# start of Dataset content

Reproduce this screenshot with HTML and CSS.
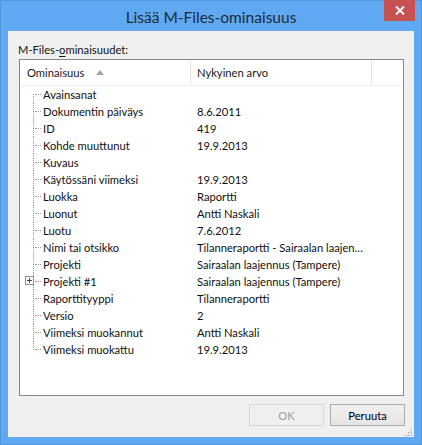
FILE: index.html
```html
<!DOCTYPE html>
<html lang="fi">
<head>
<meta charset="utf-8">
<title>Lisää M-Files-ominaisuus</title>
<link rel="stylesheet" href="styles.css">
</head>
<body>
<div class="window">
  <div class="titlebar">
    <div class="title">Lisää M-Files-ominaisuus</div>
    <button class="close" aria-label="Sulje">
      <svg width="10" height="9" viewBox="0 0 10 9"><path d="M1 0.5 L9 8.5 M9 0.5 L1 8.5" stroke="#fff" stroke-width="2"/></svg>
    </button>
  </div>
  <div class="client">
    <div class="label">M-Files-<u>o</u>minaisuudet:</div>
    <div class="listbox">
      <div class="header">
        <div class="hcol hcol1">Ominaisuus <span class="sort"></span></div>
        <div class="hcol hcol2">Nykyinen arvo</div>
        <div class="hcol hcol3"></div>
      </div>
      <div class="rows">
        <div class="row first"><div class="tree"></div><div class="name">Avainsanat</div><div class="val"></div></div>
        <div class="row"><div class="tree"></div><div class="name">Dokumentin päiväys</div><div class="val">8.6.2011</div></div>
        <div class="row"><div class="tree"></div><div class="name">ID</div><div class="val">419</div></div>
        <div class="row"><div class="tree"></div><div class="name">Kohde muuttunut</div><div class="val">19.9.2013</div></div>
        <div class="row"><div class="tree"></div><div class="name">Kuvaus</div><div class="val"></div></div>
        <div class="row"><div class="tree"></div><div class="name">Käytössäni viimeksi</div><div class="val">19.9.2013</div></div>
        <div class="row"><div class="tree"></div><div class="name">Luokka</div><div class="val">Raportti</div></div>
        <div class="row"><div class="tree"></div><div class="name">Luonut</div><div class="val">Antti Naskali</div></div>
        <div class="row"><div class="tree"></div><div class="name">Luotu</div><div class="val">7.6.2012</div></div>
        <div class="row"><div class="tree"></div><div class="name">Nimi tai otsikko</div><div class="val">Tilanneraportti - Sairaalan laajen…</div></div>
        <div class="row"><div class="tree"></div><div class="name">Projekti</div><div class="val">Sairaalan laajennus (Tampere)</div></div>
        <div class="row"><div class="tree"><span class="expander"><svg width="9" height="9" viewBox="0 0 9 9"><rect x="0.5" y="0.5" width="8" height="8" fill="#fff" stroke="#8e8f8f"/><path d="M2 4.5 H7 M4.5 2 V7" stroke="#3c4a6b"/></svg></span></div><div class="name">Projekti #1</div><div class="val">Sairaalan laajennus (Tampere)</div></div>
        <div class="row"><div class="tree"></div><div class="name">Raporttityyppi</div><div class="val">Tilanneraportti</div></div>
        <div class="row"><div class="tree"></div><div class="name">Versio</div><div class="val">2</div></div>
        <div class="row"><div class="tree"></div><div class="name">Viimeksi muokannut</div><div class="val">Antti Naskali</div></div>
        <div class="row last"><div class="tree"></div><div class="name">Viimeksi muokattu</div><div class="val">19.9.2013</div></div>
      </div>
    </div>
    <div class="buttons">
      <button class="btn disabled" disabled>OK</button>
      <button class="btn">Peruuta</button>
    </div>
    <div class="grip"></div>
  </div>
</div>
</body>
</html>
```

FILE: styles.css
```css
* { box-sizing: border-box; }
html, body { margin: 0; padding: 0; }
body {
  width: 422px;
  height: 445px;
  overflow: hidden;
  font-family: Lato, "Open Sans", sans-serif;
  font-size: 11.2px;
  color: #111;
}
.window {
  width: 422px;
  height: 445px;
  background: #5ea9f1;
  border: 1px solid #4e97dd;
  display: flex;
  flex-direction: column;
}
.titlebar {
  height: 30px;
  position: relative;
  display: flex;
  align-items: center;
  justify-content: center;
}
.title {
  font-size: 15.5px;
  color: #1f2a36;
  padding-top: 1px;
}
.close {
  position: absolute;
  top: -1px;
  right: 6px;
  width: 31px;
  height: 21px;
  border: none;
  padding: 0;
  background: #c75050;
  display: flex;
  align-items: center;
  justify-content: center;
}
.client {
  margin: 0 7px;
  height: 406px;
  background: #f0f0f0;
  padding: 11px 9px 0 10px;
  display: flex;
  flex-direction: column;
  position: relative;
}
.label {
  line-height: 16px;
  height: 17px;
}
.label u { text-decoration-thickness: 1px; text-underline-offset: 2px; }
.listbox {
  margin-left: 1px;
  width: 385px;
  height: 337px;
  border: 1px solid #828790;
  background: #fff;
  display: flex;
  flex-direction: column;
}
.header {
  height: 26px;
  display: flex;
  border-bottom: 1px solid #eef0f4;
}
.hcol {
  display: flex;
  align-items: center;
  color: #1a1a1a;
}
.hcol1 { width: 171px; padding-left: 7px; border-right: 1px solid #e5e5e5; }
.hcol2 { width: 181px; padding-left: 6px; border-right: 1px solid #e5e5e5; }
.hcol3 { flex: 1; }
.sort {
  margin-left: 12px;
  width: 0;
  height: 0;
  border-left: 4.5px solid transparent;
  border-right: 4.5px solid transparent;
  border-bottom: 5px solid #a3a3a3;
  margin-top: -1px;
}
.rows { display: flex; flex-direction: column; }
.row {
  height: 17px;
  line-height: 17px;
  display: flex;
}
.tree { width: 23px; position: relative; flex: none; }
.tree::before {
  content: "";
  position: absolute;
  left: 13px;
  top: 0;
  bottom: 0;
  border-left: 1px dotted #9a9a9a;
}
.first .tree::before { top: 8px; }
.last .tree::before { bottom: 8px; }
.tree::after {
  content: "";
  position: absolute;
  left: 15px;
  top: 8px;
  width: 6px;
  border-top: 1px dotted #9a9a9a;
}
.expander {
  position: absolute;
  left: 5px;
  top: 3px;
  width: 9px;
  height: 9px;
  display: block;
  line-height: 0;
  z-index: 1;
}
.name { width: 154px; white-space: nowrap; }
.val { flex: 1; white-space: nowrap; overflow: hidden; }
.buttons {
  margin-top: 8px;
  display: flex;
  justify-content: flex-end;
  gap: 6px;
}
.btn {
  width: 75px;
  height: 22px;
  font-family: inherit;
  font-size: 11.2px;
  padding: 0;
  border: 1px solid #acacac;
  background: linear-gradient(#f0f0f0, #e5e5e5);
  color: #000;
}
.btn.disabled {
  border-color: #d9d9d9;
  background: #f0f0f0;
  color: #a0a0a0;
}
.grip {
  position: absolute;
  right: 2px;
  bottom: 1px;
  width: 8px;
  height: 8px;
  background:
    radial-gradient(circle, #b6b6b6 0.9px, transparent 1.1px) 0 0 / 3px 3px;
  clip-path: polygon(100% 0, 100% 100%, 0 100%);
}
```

# end of Dataset content

_Exercise description_
Reproduce all of the material above word for word. Omit the pictures.

_Answer in full_
Reproduce this screenshot with HTML and CSS.
FILE: index.html
```html
<!DOCTYPE html>
<html lang="fi">
<head>
<meta charset="utf-8">
<title>Lisää M-Files-ominaisuus</title>
<link rel="stylesheet" href="styles.css">
</head>
<body>
<div class="window">
  <div class="titlebar">
    <div class="title">Lisää M-Files-ominaisuus</div>
    <button class="close" aria-label="Sulje">
      <svg width="10" height="9" viewBox="0 0 10 9"><path d="M1 0.5 L9 8.5 M9 0.5 L1 8.5" stroke="#fff" stroke-width="2"/></svg>
    </button>
  </div>
  <div class="client">
    <div class="label">M-Files-<u>o</u>minaisuudet:</div>
    <div class="listbox">
      <div class="header">
        <div class="hcol hcol1">Ominaisuus <span class="sort"></span></div>
        <div class="hcol hcol2">Nykyinen arvo</div>
        <div class="hcol hcol3"></div>
      </div>
      <div class="rows">
        <div class="row first"><div class="tree"></div><div class="name">Avainsanat</div><div class="val"></div></div>
        <div class="row"><div class="tree"></div><div class="name">Dokumentin päiväys</div><div class="val">8.6.2011</div></div>
        <div class="row"><div class="tree"></div><div class="name">ID</div><div class="val">419</div></div>
        <div class="row"><div class="tree"></div><div class="name">Kohde muuttunut</div><div class="val">19.9.2013</div></div>
        <div class="row"><div class="tree"></div><div class="name">Kuvaus</div><div class="val"></div></div>
        <div class="row"><div class="tree"></div><div class="name">Käytössäni viimeksi</div><div class="val">19.9.2013</div></div>
        <div class="row"><div class="tree"></div><div class="name">Luokka</div><div class="val">Raportti</div></div>
        <div class="row"><div class="tree"></div><div class="name">Luonut</div><div class="val">Antti Naskali</div></div>
        <div class="row"><div class="tree"></div><div class="name">Luotu</div><div class="val">7.6.2012</div></div>
        <div class="row"><div class="tree"></div><div class="name">Nimi tai otsikko</div><div class="val">Tilanneraportti - Sairaalan laajen…</div></div>
        <div class="row"><div class="tree"></div><div class="name">Projekti</div><div class="val">Sairaalan laajennus (Tampere)</div></div>
        <div class="row"><div class="tree"><span class="expander"><svg width="9" height="9" viewBox="0 0 9 9"><rect x="0.5" y="0.5" width="8" height="8" fill="#fff" stroke="#8e8f8f"/><path d="M2 4.5 H7 M4.5 2 V7" stroke="#3c4a6b"/></svg></span></div><div class="name">Projekti #1</div><div class="val">Sairaalan laajennus (Tampere)</div></div>
        <div class="row"><div class="tree"></div><div class="name">Raporttityyppi</div><div class="val">Tilanneraportti</div></div>
        <div class="row"><div class="tree"></div><div class="name">Versio</div><div class="val">2</div></div>
        <div class="row"><div class="tree"></div><div class="name">Viimeksi muokannut</div><div class="val">Antti Naskali</div></div>
        <div class="row last"><div class="tree"></div><div class="name">Viimeksi muokattu</div><div class="val">19.9.2013</div></div>
      </div>
    </div>
    <div class="buttons">
      <button class="btn disabled" disabled>OK</button>
      <button class="btn">Peruuta</button>
    </div>
    <div class="grip"></div>
  </div>
</div>
</body>
</html>
```

FILE: styles.css
```css
* { box-sizing: border-box; }
html, body { margin: 0; padding: 0; }
body {
  width: 422px;
  height: 445px;
  overflow: hidden;
  font-family: Lato, "Open Sans", sans-serif;
  font-size: 11.2px;
  color: #111;
}
.window {
  width: 422px;
  height: 445px;
  background: #5ea9f1;
  border: 1px solid #4e97dd;
  display: flex;
  flex-direction: column;
}
.titlebar {
  height: 30px;
  position: relative;
  display: flex;
  align-items: center;
  justify-content: center;
}
.title {
  font-size: 15.5px;
  color: #1f2a36;
  padding-top: 1px;
}
.close {
  position: absolute;
  top: -1px;
  right: 6px;
  width: 31px;
  height: 21px;
  border: none;
  padding: 0;
  background: #c75050;
  display: flex;
  align-items: center;
  justify-content: center;
}
.client {
  margin: 0 7px;
  height: 406px;
  background: #f0f0f0;
  padding: 11px 9px 0 10px;
  display: flex;
  flex-direction: column;
  position: relative;
}
.label {
  line-height: 16px;
  height: 17px;
}
.label u { text-decoration-thickness: 1px; text-underline-offset: 2px; }
.listbox {
  margin-left: 1px;
  width: 385px;
  height: 337px;
  border: 1px solid #828790;
  background: #fff;
  display: flex;
  flex-direction: column;
}
.header {
  height: 26px;
  display: flex;
  border-bottom: 1px solid #eef0f4;
}
.hcol {
  display: flex;
  align-items: center;
  color: #1a1a1a;
}
.hcol1 { width: 171px; padding-left: 7px; border-right: 1px solid #e5e5e5; }
.hcol2 { width: 181px; padding-left: 6px; border-right: 1px solid #e5e5e5; }
.hcol3 { flex: 1; }
.sort {
  margin-left: 12px;
  width: 0;
  height: 0;
  border-left: 4.5px solid transparent;
  border-right: 4.5px solid transparent;
  border-bottom: 5px solid #a3a3a3;
  margin-top: -1px;
}
.rows { display: flex; flex-direction: column; }
.row {
  height: 17px;
  line-height: 17px;
  display: flex;
}
.tree { width: 23px; position: relative; flex: none; }
.tree::before {
  content: "";
  position: absolute;
  left: 13px;
  top: 0;
  bottom: 0;
  border-left: 1px dotted #9a9a9a;
}
.first .tree::before { top: 8px; }
.last .tree::before { bottom: 8px; }
.tree::after {
  content: "";
  position: absolute;
  left: 15px;
  top: 8px;
  width: 6px;
  border-top: 1px dotted #9a9a9a;
}
.expander {
  position: absolute;
  left: 5px;
  top: 3px;
  width: 9px;
  height: 9px;
  display: block;
  line-height: 0;
  z-index: 1;
}
.name { width: 154px; white-space: nowrap; }
.val { flex: 1; white-space: nowrap; overflow: hidden; }
.buttons {
  margin-top: 8px;
  display: flex;
  justify-content: flex-end;
  gap: 6px;
}
.btn {
  width: 75px;
  height: 22px;
  font-family: inherit;
  font-size: 11.2px;
  padding: 0;
  border: 1px solid #acacac;
  background: linear-gradient(#f0f0f0, #e5e5e5);
  color: #000;
}
.btn.disabled {
  border-color: #d9d9d9;
  background: #f0f0f0;
  color: #a0a0a0;
}
.grip {
  position: absolute;
  right: 2px;
  bottom: 1px;
  width: 8px;
  height: 8px;
  background:
    radial-gradient(circle, #b6b6b6 0.9px, transparent 1.1px) 0 0 / 3px 3px;
  clip-path: polygon(100% 0, 100% 100%, 0 100%);
}
```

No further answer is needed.